As Tulsa, Oklahoma, commemorates the 100th anniversary of the Tulsa Race Massacre, work is underway to identify remains found in a mass grave that may be connected to the massacre in an all-Black neighborhood in the city known as “Black Wall Street.”
A group of archaeologists, anthropologists and historians began exhuming 12 unmarked coffins on Tuesday that they discovered in an unmarked grave in October 2020. The grave was uncovered at the Oaklawn Cemetery in an area known as the “Original 18” site. Funeral home records show at least 18 massacre victims were buried in the area.
Historian and Tulsa native Scott Ellsworth said the victims of the 1921 massacre should be remembered in a memorial, “akin to the Tomb of the Unknown Soldier at Arlington National Cemetery.”
“These people, these remains, this shrine will become a shrine, not just to victims of the Tulsa race massacre, but to the victims of racist violence in America,” Ellsworth, who was in attendance as they resumed the exhumation Tuesday, told ABC News.
City officials created an advisory public oversight committee to ensure transparency and community participation during the grave search investigation. During the committee’s May meeting, chairman Kavin Ross said the excavation coinciding with the 100th anniversary of the massacre is bringing renewed attention and interest to their efforts.
“I’m glad we’re at a point in Oklahoma history, in Tulsa history, and especially in American history, that the whole world is watching us,” Ross said.
Due to the size of the grave shaft and the fragile conditions of the remains, the excavation is expected to take weeks or even months, officials said.
“We start this process today, as we have every stage of this investigation, thinking of the victims of the event and their families,” Oklahoma archaeologist Kary Stackelbeck said at the cemetery press conference on Tuesday. “The most ideal outcome is that we can recover DNA from remains … we can finally bring some closure for these families.”
The mass grave is located near the headstones of the only two known massacre victims buried in the Black section of the Potters Field at Oaklawn. The site is one of several around Tulsa that the group plans to search as part of a city-backed effort to investigate stories of mass graves connected to the massacre.

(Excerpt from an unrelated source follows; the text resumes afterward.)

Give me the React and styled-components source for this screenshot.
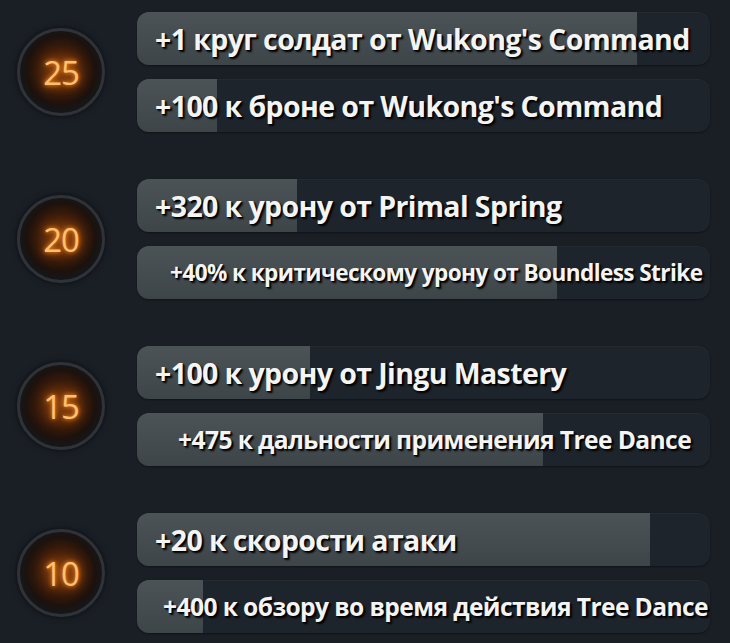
import React from 'react';
import styled, { createGlobalStyle } from 'styled-components';

const GlobalStyle = createGlobalStyle`
  html, body {
    margin: 0;
    padding: 0;
    background: #1a1f26;
  }
  body {
    font-family: "Open Sans", "Noto Sans", sans-serif;
  }
`;

const talents = [
  {
    level: 25,
    left: { text: "+1 круг солдат от Wukong's Command", size: 28.5, pad: 18, fill: 500 },
    right: { text: "+100 к броне от Wukong's Command", size: 28.5, pad: 18, fill: 80 },
  },
  {
    level: 20,
    left: { text: '+320 к урону от Primal Spring', size: 28.5, pad: 18, fill: 160 },
    right: { text: '+40% к критическому урону от Boundless Strike', size: 22.6, pad: 33, fill: 420 },
  },
  {
    level: 15,
    left: { text: '+100 к урону от Jingu Mastery', size: 28.5, pad: 18, fill: 173 },
    right: { text: '+475 к дальности применения Tree Dance', size: 24.6, pad: 41, fill: 406 },
  },
  {
    level: 10,
    left: { text: '+20 к скорости атаки', size: 28.5, pad: 18, fill: 513 },
    right: { text: '+400 к обзору во время действия Tree Dance', size: 24.6, pad: 26, fill: 66 },
  },
];

const Page = styled.div`
  display: flex;
  flex-direction: column;
  gap: 47px;
  padding: 12px 0 0 17px;
  width: 730px;
  height: 643px;
  box-sizing: border-box;
  overflow: hidden;
`;

const Tier = styled.div`
  display: flex;
  align-items: center;
  gap: 32px;
`;

const LevelBadge = styled.div`
  flex: none;
  width: 88px;
  height: 88px;
  box-sizing: border-box;
  border-radius: 50%;
  border: 3px solid #2f3338;
  background: radial-gradient(
    circle at 50% 48%,
    #6e3713 0%,
    #52270d 26%,
    #33190b 44%,
    #1c120d 58%,
    #14171b 72%
  );
  box-shadow: 0 0 6px rgba(0, 0, 0, 0.6);
  display: flex;
  align-items: center;
  justify-content: center;
`;

const LevelText = styled.span`
  font-family: "Open Sans", sans-serif;
  font-size: 33px;
  font-weight: 400;
  letter-spacing: -1px;
  color: #ffc070;
  text-shadow: 0 0 4px #ff8d24, 0 0 10px #d86a10, 0 0 16px #a04800;
`;

const Choices = styled.div`
  display: flex;
  flex-direction: column;
  gap: 14px;
  width: 573px;
`;

const Bar = styled.div`
  position: relative;
  height: 53px;
  border-radius: 12px;
  background: #1e242b;
  box-shadow: inset 0 1px 0 rgba(255, 255, 255, 0.03), 0 1px 2px rgba(0, 0, 0, 0.4);
  overflow: hidden;
  display: flex;
  align-items: center;
`;

const Fill = styled.div`
  position: absolute;
  left: 0;
  top: 0;
  bottom: 0;
  background: linear-gradient(180deg, #4b5356 0%, #434b4e 60%, #3e4548 100%);
`;

const Label = styled.span`
  position: relative;
  padding-left: ${p => p.$pad}px;
  font-family: "Open Sans", "Noto Sans", sans-serif;
  font-weight: 700;
  font-size: ${p => p.$size}px;
  letter-spacing: -0.6px;
  white-space: nowrap;
  color: #f4f4f2;
  text-shadow: 2px 2px 2px #000, 1px 1px 1px #000;
`;

function Choice({ item }) {
  return (
    <Bar>
      <Fill style={{ width: item.fill }} />
      <Label $pad={item.pad} $size={item.size}>{item.text}</Label>
    </Bar>
  );
}

export default function App() {
  return (
    <>
      <GlobalStyle />
      <Page>
        {talents.map(t => (
          <Tier key={t.level}>
            <LevelBadge>
              <LevelText>{t.level}</LevelText>
            </LevelBadge>
            <Choices>
              <Choice item={t.left} />
              <Choice item={t.right} />
            </Choices>
          </Tier>
        ))}
      </Page>
    </>
  );
}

Once the excavation is complete, forensic anthropologists will work to determine the causes of death and try to collect DNA from the remains. Matching that DNA to potential relatives could also be a challenge, Tulsa Mayor G.T. Bynum said.
“Contrary to what you see on TV, there is not some magical DNA database that everyone is in,” Bynum said at a press conference Tuesday. “Finding the descendants of these victims who are all around the world and trying to match up that DNA is something that can take years.”
One hundred years ago, Greenwood was an affluent area of Tulsa known as “Black Wall Street” and was home to 1,200 black residents and hundreds of black-owned businesses. What began as a confrontation between groups of white and Black residents following the arrest of a young Black man named Dick Rowland ended with 35 city blocks being burned to the ground.
Historians believe that as many as 300 people were killed as white mobs destroyed homes, businesses, churches, schools, hospitals and other buildings from May 31 to June 1, 1921. One hundred years later, many of the massacre victims’ bodies have never been found.
“While no municipal elected official in Tulsa today was alive in 1921, we are the stewards of the same government and an apology for those failures is ours to deliver,” Bynum said in a written statement. “As the Mayor of Tulsa, I apologize for the city government’s failure to protect our community in 1921 and to do right by the victims of the Race Massacre in its aftermath. The victims – men, women, young children – deserved better from their city, and I am so sorry they didn’t receive it.”